Al Gore's Exaggeration

March 15, 2000

Now that the Democratic nominee for president is virtually certain, media pundits and political analysts are talking about the vice president’s tendency to. . . (how should I say it) . . . exaggerate. And for those who say that he learned it while dealing with the current president, there is now growing evidence that this has been Al Gore’s problem for quite some time.

During Mr. Gore’s 1987-1988 pursuit of the Democratic presidential nomination, his own staff members twice admonished him in writing to tell the truth now that the national media was following his words. His press secretary told Mr.

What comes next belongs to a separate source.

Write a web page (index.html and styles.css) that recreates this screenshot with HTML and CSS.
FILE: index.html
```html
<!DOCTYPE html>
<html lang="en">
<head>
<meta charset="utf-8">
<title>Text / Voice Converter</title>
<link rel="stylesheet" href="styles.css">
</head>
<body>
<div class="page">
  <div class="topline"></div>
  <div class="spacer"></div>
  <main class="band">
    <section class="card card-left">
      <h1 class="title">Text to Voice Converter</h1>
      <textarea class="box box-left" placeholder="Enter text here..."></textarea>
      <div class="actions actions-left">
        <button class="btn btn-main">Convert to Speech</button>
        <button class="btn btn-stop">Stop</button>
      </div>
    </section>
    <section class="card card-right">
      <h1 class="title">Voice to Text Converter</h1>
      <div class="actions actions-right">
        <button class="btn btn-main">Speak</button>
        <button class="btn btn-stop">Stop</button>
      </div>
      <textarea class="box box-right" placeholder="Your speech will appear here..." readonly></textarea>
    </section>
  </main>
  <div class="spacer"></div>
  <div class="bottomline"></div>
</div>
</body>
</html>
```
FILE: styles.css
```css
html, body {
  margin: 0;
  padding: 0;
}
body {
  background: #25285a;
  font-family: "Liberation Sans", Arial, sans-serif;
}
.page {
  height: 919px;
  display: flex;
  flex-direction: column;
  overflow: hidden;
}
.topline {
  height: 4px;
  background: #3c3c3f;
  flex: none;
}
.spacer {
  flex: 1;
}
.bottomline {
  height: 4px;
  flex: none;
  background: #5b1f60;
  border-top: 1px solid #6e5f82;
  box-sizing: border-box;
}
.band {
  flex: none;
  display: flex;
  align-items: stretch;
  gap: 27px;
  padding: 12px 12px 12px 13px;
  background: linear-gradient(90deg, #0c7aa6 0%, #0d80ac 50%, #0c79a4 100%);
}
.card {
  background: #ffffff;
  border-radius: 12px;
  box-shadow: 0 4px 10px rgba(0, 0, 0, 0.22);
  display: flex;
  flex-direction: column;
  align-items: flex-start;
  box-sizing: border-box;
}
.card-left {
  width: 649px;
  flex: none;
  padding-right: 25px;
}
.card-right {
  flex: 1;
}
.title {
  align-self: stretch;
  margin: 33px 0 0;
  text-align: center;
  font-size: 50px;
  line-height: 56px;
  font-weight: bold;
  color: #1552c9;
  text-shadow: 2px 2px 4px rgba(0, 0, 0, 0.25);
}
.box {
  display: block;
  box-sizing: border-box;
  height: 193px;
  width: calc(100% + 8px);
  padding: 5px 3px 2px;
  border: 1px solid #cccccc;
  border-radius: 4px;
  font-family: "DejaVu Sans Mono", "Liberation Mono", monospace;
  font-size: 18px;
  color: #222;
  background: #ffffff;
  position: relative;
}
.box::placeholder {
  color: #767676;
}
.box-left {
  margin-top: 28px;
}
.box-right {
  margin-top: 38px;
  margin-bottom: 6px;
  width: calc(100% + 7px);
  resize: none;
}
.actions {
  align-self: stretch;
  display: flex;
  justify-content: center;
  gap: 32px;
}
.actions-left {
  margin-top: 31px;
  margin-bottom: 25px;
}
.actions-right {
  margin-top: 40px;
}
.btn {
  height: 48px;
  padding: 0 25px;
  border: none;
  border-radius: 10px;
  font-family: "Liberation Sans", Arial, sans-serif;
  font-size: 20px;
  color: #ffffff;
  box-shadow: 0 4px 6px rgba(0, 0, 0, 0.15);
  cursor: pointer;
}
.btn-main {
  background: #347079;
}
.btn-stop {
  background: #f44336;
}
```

Gore his image "may continue to suffer if you continue to go out on a limb with remarks that may be impossible to back up." Later, his communications director told him in a memo, "Your main pitfall is exaggeration."

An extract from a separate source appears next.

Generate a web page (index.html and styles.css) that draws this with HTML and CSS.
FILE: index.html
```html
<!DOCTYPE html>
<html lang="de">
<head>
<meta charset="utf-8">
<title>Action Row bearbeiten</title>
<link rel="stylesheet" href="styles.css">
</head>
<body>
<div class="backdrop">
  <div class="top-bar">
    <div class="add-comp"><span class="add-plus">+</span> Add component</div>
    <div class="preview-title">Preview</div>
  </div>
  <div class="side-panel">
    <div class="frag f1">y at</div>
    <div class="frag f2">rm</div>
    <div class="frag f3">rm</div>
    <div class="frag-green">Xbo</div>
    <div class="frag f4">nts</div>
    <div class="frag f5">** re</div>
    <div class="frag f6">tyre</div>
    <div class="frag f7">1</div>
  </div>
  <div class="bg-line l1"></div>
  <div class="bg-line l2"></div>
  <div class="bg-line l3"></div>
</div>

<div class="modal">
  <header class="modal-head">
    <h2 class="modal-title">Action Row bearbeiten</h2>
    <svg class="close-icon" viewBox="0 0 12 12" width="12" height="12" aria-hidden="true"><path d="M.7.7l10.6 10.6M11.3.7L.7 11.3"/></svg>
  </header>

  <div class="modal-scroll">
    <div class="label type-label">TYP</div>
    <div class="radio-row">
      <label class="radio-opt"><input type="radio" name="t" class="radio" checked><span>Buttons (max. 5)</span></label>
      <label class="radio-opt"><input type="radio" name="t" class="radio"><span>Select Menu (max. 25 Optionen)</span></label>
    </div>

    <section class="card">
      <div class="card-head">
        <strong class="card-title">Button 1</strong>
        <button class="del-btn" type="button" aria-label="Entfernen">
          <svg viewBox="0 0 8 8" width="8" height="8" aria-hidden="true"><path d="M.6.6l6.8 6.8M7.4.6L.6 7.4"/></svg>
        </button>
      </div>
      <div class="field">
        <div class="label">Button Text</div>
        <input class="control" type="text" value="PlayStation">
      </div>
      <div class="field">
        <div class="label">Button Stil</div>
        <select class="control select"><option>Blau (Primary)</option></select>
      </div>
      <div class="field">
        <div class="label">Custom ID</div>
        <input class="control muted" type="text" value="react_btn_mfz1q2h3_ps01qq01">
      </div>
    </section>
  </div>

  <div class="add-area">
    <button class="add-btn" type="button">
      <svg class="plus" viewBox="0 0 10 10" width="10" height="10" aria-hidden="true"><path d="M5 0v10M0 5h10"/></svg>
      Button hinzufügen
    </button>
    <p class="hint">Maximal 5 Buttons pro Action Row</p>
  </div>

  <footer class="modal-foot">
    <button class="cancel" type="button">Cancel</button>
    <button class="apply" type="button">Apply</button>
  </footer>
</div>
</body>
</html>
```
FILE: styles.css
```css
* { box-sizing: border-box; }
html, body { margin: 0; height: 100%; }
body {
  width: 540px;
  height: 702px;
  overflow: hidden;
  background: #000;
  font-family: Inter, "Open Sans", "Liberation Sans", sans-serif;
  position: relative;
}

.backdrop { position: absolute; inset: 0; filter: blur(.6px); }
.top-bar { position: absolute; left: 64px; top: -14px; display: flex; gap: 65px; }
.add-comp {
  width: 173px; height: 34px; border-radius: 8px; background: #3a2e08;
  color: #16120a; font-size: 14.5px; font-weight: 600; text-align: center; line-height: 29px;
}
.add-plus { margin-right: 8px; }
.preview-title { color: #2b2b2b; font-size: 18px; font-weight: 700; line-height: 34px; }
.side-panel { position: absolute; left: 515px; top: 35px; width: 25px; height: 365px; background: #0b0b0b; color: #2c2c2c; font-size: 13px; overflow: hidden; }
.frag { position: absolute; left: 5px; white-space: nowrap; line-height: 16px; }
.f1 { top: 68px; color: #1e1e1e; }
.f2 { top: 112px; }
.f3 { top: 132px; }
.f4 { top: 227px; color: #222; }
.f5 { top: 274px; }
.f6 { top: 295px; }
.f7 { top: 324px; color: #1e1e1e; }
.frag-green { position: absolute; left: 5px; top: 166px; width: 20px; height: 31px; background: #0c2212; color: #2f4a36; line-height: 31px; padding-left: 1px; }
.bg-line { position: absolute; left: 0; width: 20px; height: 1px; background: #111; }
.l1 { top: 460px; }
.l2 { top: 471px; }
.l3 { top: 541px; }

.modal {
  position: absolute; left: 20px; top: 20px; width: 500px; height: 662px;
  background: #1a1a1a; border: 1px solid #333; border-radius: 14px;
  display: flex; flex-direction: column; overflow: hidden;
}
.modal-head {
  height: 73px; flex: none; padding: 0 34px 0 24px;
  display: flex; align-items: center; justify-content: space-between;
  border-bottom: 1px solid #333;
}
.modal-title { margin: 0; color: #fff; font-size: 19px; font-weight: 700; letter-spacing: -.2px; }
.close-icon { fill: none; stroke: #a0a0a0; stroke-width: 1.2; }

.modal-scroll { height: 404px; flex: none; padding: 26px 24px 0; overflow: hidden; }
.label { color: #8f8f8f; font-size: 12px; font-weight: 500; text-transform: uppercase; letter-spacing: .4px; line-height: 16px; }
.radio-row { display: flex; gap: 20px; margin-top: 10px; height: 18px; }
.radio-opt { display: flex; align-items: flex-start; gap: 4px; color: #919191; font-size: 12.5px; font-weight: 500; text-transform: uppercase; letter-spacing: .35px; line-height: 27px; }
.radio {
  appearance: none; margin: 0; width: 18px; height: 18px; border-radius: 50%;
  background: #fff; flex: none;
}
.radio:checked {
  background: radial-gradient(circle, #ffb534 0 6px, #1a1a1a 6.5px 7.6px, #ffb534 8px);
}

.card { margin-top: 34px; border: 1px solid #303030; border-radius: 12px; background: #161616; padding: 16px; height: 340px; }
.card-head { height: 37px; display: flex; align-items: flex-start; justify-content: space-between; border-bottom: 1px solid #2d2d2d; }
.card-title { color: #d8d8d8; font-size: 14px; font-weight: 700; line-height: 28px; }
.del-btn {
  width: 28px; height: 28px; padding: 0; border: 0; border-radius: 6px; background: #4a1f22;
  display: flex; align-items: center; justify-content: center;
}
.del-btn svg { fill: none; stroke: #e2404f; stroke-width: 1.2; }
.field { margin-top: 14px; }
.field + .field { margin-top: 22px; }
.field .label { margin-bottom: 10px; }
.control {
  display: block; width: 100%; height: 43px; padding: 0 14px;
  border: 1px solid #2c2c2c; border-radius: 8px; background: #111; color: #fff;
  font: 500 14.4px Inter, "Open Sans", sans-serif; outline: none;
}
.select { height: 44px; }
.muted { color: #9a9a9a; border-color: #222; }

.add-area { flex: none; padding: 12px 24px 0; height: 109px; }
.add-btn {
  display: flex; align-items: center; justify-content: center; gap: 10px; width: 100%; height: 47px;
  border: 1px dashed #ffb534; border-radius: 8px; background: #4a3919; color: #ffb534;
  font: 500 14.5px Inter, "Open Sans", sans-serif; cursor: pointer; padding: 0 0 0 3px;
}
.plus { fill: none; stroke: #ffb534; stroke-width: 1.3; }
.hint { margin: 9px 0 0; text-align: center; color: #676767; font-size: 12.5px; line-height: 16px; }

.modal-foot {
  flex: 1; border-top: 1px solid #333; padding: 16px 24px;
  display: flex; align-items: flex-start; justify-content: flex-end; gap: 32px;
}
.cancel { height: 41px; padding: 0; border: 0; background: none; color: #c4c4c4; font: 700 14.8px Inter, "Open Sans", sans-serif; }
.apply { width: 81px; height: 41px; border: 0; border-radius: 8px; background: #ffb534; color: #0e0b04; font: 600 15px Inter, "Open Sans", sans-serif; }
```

Mr. Gore apparently stretched the truth when he told the Des Moines Register that his stint as an investigative reporter at the Nashville Tennessean "got a bunch of people indicted and sent to jail." Well, the newspaper acknowledged that nobody went to jail.

Many of his famous facts turn out to be incorrect. For example, he said that Harvard professor Erich Segal used him and Tipper as the models for "Love Story." He also claimed to have found Love Canal and held hearings on it. But it was President Carter who months before already designated it a disaster area. And he is best known for having said that as a congressman, he "took the initiative in creating the Internet." The Internet, in fact, was created years before Mr. Gore entered Congress.

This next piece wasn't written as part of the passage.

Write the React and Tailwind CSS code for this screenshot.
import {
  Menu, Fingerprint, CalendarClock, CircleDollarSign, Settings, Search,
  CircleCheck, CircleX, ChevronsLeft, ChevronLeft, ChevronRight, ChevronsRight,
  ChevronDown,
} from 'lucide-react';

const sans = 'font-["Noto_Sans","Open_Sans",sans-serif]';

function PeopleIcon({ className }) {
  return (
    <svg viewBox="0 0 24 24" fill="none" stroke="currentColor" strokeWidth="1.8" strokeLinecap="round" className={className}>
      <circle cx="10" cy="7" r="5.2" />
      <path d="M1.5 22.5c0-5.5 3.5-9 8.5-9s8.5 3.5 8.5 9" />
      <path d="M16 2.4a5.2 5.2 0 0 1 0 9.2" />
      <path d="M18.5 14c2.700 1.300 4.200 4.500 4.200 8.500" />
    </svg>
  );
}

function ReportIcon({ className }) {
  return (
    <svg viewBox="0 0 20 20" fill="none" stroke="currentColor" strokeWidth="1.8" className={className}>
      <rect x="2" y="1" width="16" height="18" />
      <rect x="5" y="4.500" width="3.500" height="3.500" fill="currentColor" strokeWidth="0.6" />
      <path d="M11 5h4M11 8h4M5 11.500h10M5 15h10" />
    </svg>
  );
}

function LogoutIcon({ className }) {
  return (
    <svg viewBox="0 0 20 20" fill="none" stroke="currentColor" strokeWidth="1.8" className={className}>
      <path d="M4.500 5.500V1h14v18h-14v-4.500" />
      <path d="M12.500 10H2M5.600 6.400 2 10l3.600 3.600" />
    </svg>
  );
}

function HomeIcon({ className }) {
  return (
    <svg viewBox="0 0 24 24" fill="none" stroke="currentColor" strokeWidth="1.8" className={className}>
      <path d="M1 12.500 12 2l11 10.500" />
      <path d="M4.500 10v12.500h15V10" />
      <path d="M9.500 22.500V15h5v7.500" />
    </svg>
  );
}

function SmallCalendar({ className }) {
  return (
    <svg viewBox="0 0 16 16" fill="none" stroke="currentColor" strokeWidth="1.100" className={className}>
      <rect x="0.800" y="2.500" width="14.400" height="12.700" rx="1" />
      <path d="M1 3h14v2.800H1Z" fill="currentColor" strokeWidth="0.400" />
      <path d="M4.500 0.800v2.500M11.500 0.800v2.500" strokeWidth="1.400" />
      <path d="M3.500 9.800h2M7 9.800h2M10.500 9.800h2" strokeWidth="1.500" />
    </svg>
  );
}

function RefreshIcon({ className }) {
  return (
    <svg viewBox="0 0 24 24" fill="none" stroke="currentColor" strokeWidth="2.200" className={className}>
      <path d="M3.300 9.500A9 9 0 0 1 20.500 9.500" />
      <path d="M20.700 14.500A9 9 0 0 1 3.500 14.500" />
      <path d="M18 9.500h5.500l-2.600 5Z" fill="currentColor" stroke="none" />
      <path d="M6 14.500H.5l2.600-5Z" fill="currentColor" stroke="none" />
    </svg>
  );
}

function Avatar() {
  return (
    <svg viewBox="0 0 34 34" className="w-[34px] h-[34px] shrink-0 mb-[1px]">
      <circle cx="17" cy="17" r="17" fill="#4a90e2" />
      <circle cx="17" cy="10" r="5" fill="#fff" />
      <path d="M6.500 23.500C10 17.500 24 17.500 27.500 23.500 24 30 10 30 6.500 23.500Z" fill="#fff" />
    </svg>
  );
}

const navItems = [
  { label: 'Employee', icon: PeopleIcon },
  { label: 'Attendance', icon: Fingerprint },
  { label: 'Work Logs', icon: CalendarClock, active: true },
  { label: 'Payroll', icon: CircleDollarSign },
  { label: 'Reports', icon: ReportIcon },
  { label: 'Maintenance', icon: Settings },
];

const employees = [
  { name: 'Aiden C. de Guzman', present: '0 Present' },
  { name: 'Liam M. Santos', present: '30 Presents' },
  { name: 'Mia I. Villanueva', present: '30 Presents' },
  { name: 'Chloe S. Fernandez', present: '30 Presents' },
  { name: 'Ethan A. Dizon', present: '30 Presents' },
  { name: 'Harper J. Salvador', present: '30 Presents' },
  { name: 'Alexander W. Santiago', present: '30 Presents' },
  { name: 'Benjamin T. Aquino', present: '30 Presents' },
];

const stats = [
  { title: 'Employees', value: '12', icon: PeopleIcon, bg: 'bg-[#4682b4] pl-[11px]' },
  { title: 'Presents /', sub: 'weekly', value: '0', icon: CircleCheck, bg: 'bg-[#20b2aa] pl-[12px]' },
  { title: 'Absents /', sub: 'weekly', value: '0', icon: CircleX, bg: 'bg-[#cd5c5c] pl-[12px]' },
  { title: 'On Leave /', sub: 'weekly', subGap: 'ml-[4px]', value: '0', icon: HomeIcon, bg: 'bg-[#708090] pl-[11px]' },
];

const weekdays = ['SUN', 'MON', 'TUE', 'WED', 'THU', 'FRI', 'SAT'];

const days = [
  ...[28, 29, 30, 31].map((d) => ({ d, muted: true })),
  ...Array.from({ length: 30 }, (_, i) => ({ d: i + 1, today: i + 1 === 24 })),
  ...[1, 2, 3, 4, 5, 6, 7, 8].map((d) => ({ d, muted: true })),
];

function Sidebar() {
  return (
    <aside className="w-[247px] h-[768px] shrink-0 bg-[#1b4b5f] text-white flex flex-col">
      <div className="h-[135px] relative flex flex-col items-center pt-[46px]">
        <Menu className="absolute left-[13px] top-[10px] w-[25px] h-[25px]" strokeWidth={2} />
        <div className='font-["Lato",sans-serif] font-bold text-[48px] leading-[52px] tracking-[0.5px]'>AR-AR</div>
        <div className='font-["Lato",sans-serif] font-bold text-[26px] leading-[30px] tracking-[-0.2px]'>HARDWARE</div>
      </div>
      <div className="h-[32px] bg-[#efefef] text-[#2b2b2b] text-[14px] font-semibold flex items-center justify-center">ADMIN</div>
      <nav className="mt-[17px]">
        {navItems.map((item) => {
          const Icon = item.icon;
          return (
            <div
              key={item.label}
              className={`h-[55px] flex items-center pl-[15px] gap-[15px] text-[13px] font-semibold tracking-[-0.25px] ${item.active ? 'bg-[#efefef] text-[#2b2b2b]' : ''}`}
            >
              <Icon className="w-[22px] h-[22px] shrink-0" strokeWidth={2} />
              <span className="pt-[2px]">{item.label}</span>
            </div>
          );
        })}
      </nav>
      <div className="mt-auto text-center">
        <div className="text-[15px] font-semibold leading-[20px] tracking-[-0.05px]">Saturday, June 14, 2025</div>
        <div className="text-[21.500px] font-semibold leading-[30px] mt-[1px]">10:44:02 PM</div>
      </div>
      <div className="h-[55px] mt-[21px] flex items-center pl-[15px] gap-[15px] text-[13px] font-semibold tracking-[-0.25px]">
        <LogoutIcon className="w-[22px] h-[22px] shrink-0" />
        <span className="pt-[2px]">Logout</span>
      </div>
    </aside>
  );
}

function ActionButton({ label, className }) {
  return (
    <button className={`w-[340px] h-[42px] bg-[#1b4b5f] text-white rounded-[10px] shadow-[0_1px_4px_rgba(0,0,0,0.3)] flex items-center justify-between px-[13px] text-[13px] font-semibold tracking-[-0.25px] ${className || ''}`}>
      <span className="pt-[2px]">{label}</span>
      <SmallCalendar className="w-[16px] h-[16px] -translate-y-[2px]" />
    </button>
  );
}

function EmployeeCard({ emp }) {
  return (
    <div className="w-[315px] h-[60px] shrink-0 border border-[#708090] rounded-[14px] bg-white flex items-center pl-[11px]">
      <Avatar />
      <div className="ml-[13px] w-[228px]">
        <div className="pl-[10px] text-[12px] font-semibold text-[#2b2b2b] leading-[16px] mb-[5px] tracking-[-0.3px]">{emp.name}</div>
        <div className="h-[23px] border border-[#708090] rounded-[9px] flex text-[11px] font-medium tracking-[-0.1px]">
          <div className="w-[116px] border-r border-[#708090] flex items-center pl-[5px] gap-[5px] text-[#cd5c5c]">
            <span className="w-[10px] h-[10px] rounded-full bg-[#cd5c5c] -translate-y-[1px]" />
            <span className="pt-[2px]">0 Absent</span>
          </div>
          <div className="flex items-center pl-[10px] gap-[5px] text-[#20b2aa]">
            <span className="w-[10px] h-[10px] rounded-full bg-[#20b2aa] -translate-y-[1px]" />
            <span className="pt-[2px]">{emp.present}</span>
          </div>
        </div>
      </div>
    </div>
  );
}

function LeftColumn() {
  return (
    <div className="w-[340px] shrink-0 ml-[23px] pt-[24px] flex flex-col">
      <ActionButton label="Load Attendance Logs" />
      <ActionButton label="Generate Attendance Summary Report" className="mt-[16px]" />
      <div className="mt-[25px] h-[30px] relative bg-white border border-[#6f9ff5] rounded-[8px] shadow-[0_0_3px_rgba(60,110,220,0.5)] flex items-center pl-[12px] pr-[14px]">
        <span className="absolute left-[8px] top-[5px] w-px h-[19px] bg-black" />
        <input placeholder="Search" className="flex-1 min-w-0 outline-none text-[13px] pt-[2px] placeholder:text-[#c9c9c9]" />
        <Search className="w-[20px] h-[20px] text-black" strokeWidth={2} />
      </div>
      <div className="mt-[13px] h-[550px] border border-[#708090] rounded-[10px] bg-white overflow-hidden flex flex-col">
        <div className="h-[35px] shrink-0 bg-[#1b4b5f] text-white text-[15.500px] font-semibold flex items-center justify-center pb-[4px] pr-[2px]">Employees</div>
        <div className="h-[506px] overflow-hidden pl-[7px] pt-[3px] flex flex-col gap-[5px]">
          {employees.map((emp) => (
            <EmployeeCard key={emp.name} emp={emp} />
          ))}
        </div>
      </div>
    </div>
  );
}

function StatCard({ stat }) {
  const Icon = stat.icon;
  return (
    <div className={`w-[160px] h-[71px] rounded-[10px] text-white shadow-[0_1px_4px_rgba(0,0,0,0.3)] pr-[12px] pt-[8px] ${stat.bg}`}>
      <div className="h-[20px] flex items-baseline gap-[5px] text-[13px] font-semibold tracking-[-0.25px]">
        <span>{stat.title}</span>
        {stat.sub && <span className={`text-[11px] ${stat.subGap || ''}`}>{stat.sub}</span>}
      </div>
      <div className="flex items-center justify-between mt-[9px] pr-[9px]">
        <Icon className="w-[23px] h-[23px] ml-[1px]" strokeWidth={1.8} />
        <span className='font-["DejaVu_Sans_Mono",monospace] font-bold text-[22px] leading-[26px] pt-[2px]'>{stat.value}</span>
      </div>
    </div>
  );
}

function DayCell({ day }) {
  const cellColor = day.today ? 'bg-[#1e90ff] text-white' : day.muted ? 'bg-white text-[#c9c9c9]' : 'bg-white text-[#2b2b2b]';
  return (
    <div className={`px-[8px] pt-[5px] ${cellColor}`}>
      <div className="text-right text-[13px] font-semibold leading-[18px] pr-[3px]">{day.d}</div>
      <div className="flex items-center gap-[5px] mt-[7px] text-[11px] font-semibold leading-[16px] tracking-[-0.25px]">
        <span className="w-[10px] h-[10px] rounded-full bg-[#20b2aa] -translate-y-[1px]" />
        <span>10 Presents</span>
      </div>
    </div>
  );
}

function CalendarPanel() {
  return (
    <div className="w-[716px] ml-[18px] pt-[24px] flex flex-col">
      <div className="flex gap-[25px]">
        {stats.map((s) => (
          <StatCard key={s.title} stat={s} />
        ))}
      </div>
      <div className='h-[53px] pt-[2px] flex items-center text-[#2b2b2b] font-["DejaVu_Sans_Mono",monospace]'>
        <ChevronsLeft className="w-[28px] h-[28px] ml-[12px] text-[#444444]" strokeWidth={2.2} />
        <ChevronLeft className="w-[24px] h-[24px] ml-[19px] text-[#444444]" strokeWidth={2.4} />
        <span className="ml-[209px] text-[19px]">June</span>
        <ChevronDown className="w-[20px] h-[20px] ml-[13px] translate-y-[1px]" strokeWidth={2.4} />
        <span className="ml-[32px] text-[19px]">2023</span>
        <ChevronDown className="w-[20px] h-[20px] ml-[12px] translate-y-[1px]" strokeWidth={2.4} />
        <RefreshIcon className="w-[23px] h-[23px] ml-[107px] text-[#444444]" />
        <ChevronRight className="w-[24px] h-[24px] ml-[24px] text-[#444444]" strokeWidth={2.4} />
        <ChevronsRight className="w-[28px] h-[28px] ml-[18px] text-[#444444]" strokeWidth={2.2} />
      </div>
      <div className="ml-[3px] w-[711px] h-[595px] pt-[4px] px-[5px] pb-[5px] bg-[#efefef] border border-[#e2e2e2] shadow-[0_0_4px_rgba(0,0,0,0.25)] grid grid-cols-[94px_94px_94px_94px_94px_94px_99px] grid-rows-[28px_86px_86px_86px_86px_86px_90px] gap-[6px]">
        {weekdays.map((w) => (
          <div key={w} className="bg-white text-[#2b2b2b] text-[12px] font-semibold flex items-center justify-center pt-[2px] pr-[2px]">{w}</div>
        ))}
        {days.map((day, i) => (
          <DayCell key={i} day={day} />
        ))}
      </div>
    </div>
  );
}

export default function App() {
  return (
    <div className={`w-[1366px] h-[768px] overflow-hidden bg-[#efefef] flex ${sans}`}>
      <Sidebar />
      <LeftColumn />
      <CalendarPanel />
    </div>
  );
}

The most recent comment involved campaign finance. He claimed to be co-sponsor of the McCain-Feingold campaign-finance reform bill. As it happens, Mr. Feingold wasn’t even in the Senate when Mr. Gore represented Tennessee.

You know, before this campaign is over, I expect that Mr. Gore’s exaggerations will become a major campaign issue.

I’m Kerby Anderson of Probe Ministries, and that’s my opinion.